Giving Compass' Take:

• The Guardian reports on a recent medical breakthrough from researchers in Copenhagen, who were able to create an ovary in a lab — this may help women undergoing treatment for cancer overcome fertility problems.

• While such innovations are still in their nascent stage, this is a good reminder that funding science and research can often yield remarkable results. Find the people making bold discoveries and make sure they have money.

• Read about the women health advocates trying to end cervical cancer.

Doctors have made an “artificial ovary” from human tissue and eggs in a bid to help women have children after cancer treatment and other therapies that can damage female fertility.

The team in Copenhagen showed that a lab-made ovary could keep human eggs alive for weeks at a time, raising hopes that the approach could one day help women have families after harsh treatments such as chemo- and radiotherapy.

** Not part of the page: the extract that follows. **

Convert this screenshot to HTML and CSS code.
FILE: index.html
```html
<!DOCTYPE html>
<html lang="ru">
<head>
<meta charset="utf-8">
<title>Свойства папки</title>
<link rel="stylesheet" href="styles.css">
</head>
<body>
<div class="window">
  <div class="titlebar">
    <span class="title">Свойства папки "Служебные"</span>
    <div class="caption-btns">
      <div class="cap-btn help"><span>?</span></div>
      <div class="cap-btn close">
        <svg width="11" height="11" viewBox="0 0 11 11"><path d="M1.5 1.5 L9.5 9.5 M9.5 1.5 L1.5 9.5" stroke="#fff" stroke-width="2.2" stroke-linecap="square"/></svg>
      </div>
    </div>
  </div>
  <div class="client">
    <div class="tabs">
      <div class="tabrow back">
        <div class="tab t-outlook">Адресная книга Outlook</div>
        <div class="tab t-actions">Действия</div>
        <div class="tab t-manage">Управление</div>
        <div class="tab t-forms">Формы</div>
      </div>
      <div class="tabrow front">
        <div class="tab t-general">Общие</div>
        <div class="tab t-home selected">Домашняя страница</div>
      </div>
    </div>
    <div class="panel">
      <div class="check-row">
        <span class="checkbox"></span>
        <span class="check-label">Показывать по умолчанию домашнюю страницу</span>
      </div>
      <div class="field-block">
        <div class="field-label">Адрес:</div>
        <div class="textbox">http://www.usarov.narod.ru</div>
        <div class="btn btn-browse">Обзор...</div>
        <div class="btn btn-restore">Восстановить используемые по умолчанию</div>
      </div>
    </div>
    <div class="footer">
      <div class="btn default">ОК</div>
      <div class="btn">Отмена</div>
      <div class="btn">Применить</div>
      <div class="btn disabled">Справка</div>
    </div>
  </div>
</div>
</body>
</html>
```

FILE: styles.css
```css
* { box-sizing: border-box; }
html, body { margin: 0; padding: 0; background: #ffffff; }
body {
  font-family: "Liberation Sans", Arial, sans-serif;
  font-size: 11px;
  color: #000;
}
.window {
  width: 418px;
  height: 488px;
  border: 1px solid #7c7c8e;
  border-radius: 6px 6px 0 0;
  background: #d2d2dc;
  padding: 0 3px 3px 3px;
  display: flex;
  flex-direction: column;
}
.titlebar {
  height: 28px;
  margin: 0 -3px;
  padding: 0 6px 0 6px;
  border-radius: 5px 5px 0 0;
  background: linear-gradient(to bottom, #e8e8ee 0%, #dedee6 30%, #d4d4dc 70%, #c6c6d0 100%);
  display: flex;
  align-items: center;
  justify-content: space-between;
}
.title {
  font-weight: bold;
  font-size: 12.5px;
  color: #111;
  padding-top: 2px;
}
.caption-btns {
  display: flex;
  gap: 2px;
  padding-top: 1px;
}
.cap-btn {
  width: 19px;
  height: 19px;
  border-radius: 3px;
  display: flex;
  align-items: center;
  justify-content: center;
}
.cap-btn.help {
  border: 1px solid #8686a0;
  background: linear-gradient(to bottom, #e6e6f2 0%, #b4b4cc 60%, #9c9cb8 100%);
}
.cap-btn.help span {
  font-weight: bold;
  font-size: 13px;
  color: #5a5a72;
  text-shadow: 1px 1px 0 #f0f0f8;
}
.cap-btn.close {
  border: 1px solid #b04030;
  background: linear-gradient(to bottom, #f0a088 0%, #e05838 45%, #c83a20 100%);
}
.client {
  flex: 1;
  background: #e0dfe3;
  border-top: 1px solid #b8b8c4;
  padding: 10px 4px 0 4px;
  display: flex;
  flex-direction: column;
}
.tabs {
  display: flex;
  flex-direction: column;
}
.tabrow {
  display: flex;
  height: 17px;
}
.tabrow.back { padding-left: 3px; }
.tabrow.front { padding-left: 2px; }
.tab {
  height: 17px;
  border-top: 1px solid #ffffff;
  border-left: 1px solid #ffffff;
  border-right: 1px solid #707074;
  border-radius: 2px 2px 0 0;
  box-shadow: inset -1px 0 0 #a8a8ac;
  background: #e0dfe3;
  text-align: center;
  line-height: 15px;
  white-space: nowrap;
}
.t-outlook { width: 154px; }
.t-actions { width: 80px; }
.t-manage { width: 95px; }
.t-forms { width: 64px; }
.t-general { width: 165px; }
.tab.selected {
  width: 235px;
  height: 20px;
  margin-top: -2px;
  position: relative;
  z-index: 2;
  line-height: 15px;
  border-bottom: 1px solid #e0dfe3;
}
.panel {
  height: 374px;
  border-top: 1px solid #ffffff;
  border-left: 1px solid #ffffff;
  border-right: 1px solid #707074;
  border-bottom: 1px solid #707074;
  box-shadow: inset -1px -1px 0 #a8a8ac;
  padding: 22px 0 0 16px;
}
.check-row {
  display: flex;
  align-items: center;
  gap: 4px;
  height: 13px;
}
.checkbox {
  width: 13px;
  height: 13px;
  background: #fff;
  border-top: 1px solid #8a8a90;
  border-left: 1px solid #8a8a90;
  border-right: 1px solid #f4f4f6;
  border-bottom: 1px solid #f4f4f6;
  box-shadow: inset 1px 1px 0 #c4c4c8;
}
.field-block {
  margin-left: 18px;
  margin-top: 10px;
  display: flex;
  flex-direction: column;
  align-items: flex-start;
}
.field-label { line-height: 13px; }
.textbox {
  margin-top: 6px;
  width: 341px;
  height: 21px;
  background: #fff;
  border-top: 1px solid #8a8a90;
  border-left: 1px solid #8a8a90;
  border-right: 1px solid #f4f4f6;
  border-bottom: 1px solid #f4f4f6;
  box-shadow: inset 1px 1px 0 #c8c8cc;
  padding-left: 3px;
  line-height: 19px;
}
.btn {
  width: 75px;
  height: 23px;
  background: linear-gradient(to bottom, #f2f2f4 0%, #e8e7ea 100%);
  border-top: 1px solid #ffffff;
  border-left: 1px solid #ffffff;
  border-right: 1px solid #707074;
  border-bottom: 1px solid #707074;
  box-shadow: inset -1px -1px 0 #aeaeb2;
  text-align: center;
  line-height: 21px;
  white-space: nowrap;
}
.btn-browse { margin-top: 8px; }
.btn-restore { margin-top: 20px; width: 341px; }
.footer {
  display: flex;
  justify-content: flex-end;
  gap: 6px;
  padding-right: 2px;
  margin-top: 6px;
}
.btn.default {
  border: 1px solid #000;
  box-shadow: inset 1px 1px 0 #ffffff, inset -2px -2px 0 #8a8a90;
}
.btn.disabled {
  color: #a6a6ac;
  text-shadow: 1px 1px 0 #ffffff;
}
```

Implanted artificial ovaries might also help women with conditions such as multiple sclerosis and the blood disorder beta thalassaemia, which can require aggressive fertility-harming therapies, along with patients who go through an early menopause.

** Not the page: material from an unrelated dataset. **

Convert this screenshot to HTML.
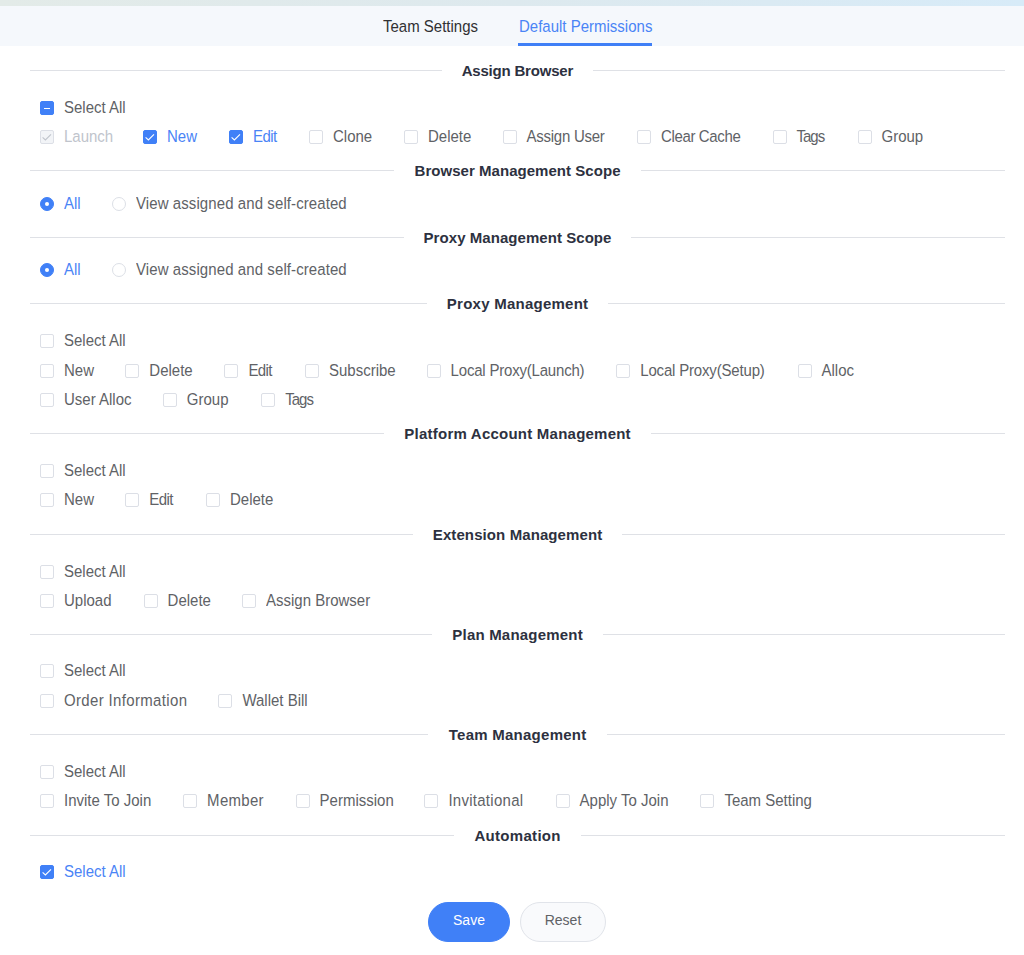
<!DOCTYPE html>
<html><head><meta charset="utf-8">
<style>
html,body{margin:0;padding:0;}
body{width:1024px;height:955px;overflow:hidden;position:relative;background:#fff;font-family:"Liberation Sans",sans-serif;}
.strip{position:absolute;left:0;top:0;width:1024px;height:6px;background:linear-gradient(90deg,#e3ebe8 0%,#dde9ee 50%,#d7ebf8 100%);}
.tabs{position:absolute;left:0;top:6px;width:1024px;height:40px;background:#f5f8fc;}
.tab{position:absolute;top:17px;font-size:15px;line-height:20px;transform:scaleY(1.05);transform-origin:0 15px;color:#303133;white-space:nowrap;}
.tab.act{color:#4a84f6;}
.ul{position:absolute;left:518px;top:43px;width:134px;height:3.4px;background:#3f7ff6;}
.dv{position:absolute;left:30px;width:975px;height:1px;background:#dfe1e6;}
.tt{position:absolute;left:30px;width:975px;height:0;text-align:center;}
.tt span{position:relative;display:inline-block;top:-9px;padding:0 20px;background:#fff;font-size:15px;line-height:20px;font-weight:bold;color:#2d3140;white-space:nowrap;}
.cb{position:absolute;width:12px;height:12px;border:1px solid #dcdfe6;border-radius:2px;background:#fff;}
.cb svg{position:absolute;left:-1px;top:-1px;}
.cb.on{background:#4080f7;border-color:#4080f7;}
.cb.ind{background:#4080f7;border-color:#4080f7;}
.cb.ind i{position:absolute;left:3px;top:5.5px;width:6px;height:1px;background:#fff;}
.cb.dis{background:#f2f4f7;border-color:#dcdfe6;}
.rd{position:absolute;width:12px;height:12px;border:1px solid #dcdfe6;border-radius:50%;background:#fff;}
.rd.on{background:#4080f7;border-color:#4080f7;}
.rd.on:after{content:"";position:absolute;left:4px;top:4px;width:4px;height:4px;border-radius:50%;background:#fff;}
.lb{position:absolute;font-size:15px;line-height:20px;margin-top:-3px;transform:scaleY(1.05);transform-origin:0 15px;color:#606266;white-space:nowrap;}
.lb.lon{color:#4a84f6;}
.lb.ldis{color:#c0c4cc;}
.btn{position:absolute;top:902px;height:38px;border-radius:20px;font-size:14px;line-height:35px;text-align:center;}
.save{left:428px;width:82px;background:#4080f7;border:1px solid #4080f7;color:#fff;height:38px;width:80px;}
.reset{left:520px;width:84px;background:#f9fafc;border:1px solid #e1e4ea;color:#606266;}
</style></head><body>
<div class="strip"></div>
<div class="tabs"></div>
<div class="tab" style="left:383px">Team Settings</div>
<div class="tab act" style="left:519px">Default Permissions</div>
<div class="ul"></div>
<div class="dv" style="top:70px"></div>
<div class="tt" style="top:70px"><span style="letter-spacing:-0.193px;text-indent:-0.193px">Assign Browser</span></div>
<div class="cb ind" style="left:40px;top:101px"><i></i></div><div class="lb" style="left:64px;top:101px">Select All</div>
<div class="cb dis" style="left:40px;top:130px"><svg width="14" height="14" viewBox="0 0 14 14"><path d="M2.6 7.4 L5.4 10 L11 4.3" fill="none" stroke="#c0c4cc" stroke-width="1.1" stroke-linecap="butt"/></svg></div><div class="lb ldis" style="left:64px;top:130px">Launch</div>
<div class="cb on" style="left:143px;top:130px"><svg width="14" height="14" viewBox="0 0 14 14"><path d="M2.6 7.4 L5.4 10 L11 4.3" fill="none" stroke="#fff" stroke-width="1.1" stroke-linecap="butt"/></svg></div><div class="lb lon" style="left:167px;top:130px">New</div>
<div class="cb on" style="left:229px;top:130px"><svg width="14" height="14" viewBox="0 0 14 14"><path d="M2.6 7.4 L5.4 10 L11 4.3" fill="none" stroke="#fff" stroke-width="1.1" stroke-linecap="butt"/></svg></div><div class="lb lon" style="left:253px;top:130px;letter-spacing:-0.6px">Edit</div>
<div class="cb" style="left:309px;top:130px"></div><div class="lb" style="left:333px;top:130px">Clone</div>
<div class="cb" style="left:404px;top:130px"></div><div class="lb" style="left:428px;top:130px">Delete</div>
<div class="cb" style="left:502.5px;top:130px"></div><div class="lb" style="left:526.5px;top:130px;letter-spacing:-0.25px">Assign User</div>
<div class="cb" style="left:637px;top:130px"></div><div class="lb" style="left:661px;top:130px;letter-spacing:-0.36px">Clear Cache</div>
<div class="cb" style="left:772.5px;top:130px"></div><div class="lb" style="left:796.5px;top:130px;letter-spacing:-1.0px">Tags</div>
<div class="cb" style="left:857.5px;top:130px"></div><div class="lb" style="left:881.5px;top:130px">Group</div>
<div class="dv" style="top:170px"></div>
<div class="tt" style="top:170px"><span style="letter-spacing:0.039px;text-indent:0.039px">Browser Management Scope</span></div>
<div class="rd on" style="left:40px;top:196.5px"></div><div class="lb lon" style="left:64px;top:196.5px">All</div>
<div class="rd" style="left:112px;top:196.5px"></div><div class="lb" style="left:136px;top:196.5px;letter-spacing:0.086px">View assigned and self-created</div>
<div class="dv" style="top:237px"></div>
<div class="tt" style="top:237px"><span style="letter-spacing:0.054px;text-indent:0.054px">Proxy Management Scope</span></div>
<div class="rd on" style="left:40px;top:263px"></div><div class="lb lon" style="left:64px;top:263px">All</div>
<div class="rd" style="left:112px;top:263px"></div><div class="lb" style="left:136px;top:263px;letter-spacing:0.086px">View assigned and self-created</div>
<div class="dv" style="top:303px"></div>
<div class="tt" style="top:303px"><span style="letter-spacing:0.247px;text-indent:0.247px">Proxy Management</span></div>
<div class="cb" style="left:40px;top:334px"></div><div class="lb" style="left:64px;top:334px">Select All</div>
<div class="cb" style="left:40px;top:364px"></div><div class="lb" style="left:64px;top:364px">New</div>
<div class="cb" style="left:125.3px;top:364px"></div><div class="lb" style="left:149.3px;top:364px">Delete</div>
<div class="cb" style="left:224.4px;top:364px"></div><div class="lb" style="left:248.4px;top:364px;letter-spacing:-0.6px">Edit</div>
<div class="cb" style="left:305px;top:364px"></div><div class="lb" style="left:329px;top:364px">Subscribe</div>
<div class="cb" style="left:426.6px;top:364px"></div><div class="lb" style="left:450.6px;top:364px;letter-spacing:-0.2px">Local Proxy(Launch)</div>
<div class="cb" style="left:616.25px;top:364px"></div><div class="lb" style="left:640.25px;top:364px;letter-spacing:-0.176px">Local Proxy(Setup)</div>
<div class="cb" style="left:797.5px;top:364px"></div><div class="lb" style="left:821.5px;top:364px">Alloc</div>
<div class="cb" style="left:40px;top:393px"></div><div class="lb" style="left:64px;top:393px">User Alloc</div>
<div class="cb" style="left:162.8px;top:393px"></div><div class="lb" style="left:186.8px;top:393px">Group</div>
<div class="cb" style="left:261.25px;top:393px"></div><div class="lb" style="left:285.25px;top:393px;letter-spacing:-1.0px">Tags</div>
<div class="dv" style="top:433px"></div>
<div class="tt" style="top:433px"><span style="letter-spacing:0.229px;text-indent:0.229px">Platform Account Management</span></div>
<div class="cb" style="left:40px;top:463.5px"></div><div class="lb" style="left:64px;top:463.5px">Select All</div>
<div class="cb" style="left:40px;top:493px"></div><div class="lb" style="left:64px;top:493px">New</div>
<div class="cb" style="left:125.3px;top:493px"></div><div class="lb" style="left:149.3px;top:493px;letter-spacing:-0.6px">Edit</div>
<div class="cb" style="left:206px;top:493px"></div><div class="lb" style="left:230px;top:493px">Delete</div>
<div class="dv" style="top:534px"></div>
<div class="tt" style="top:534px"><span style="letter-spacing:0.098px;text-indent:0.098px">Extension Management</span></div>
<div class="cb" style="left:40px;top:564.5px"></div><div class="lb" style="left:64px;top:564.5px">Select All</div>
<div class="cb" style="left:40px;top:594px"></div><div class="lb" style="left:64px;top:594px">Upload</div>
<div class="cb" style="left:143.6px;top:594px"></div><div class="lb" style="left:167.6px;top:594px">Delete</div>
<div class="cb" style="left:242px;top:594px"></div><div class="lb" style="left:266px;top:594px">Assign Browser</div>
<div class="dv" style="top:634px"></div>
<div class="tt" style="top:634px"><span style="letter-spacing:0.205px;text-indent:0.205px">Plan Management</span></div>
<div class="cb" style="left:40px;top:664.2px"></div><div class="lb" style="left:64px;top:664.2px">Select All</div>
<div class="cb" style="left:40px;top:694px"></div><div class="lb" style="left:64px;top:694px;letter-spacing:0.34px">Order Information</div>
<div class="cb" style="left:218.4px;top:694px"></div><div class="lb" style="left:242.4px;top:694px">Wallet Bill</div>
<div class="dv" style="top:734px"></div>
<div class="tt" style="top:734px"><span style="letter-spacing:0.258px;text-indent:0.258px">Team Management</span></div>
<div class="cb" style="left:40px;top:765px"></div><div class="lb" style="left:64px;top:765px">Select All</div>
<div class="cb" style="left:40px;top:794.3px"></div><div class="lb" style="left:64px;top:794.3px">Invite To Join</div>
<div class="cb" style="left:183.1px;top:794.3px"></div><div class="lb" style="left:207.1px;top:794.3px;letter-spacing:0.3px">Member</div>
<div class="cb" style="left:295.6px;top:794.3px"></div><div class="lb" style="left:319.6px;top:794.3px">Permission</div>
<div class="cb" style="left:424.4px;top:794.3px"></div><div class="lb" style="left:448.4px;top:794.3px;letter-spacing:0.27px">Invitational</div>
<div class="cb" style="left:555.6px;top:794.3px"></div><div class="lb" style="left:579.6px;top:794.3px">Apply To Join</div>
<div class="cb" style="left:700.4px;top:794.3px"></div><div class="lb" style="left:724.4px;top:794.3px">Team Setting</div>
<div class="dv" style="top:834.5px"></div>
<div class="tt" style="top:834.5px"><span style="letter-spacing:0.299px;text-indent:0.299px">Automation</span></div>
<div class="cb on" style="left:40px;top:865px"><svg width="14" height="14" viewBox="0 0 14 14"><path d="M2.6 7.4 L5.4 10 L11 4.3" fill="none" stroke="#fff" stroke-width="1.1" stroke-linecap="butt"/></svg></div><div class="lb lon" style="left:64px;top:865px">Select All</div>
<div class="btn save">Save</div>
<div class="btn reset">Reset</div>
</body></html>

Women who face a cancer diagnosis can already have ovarian tissue removed and frozen before they have fertility-harming treatments. When they have the all-clear, the tissue is put back and the women can go on to have babies naturally.

For most patients the procedure is safe, but certain cancers, such as ovarian or leukaemia, can invade the ovarian tissue itself. This means that when frozen tissue is thawed and put back, there is a risk the disease will take hold again. For this reason, ovarian tissue freezing is rarely offered to high-risk patients.

Susanne Pors and others at the Rigshospitalet in Copenhagen believe artificial ovaries could be a safer option.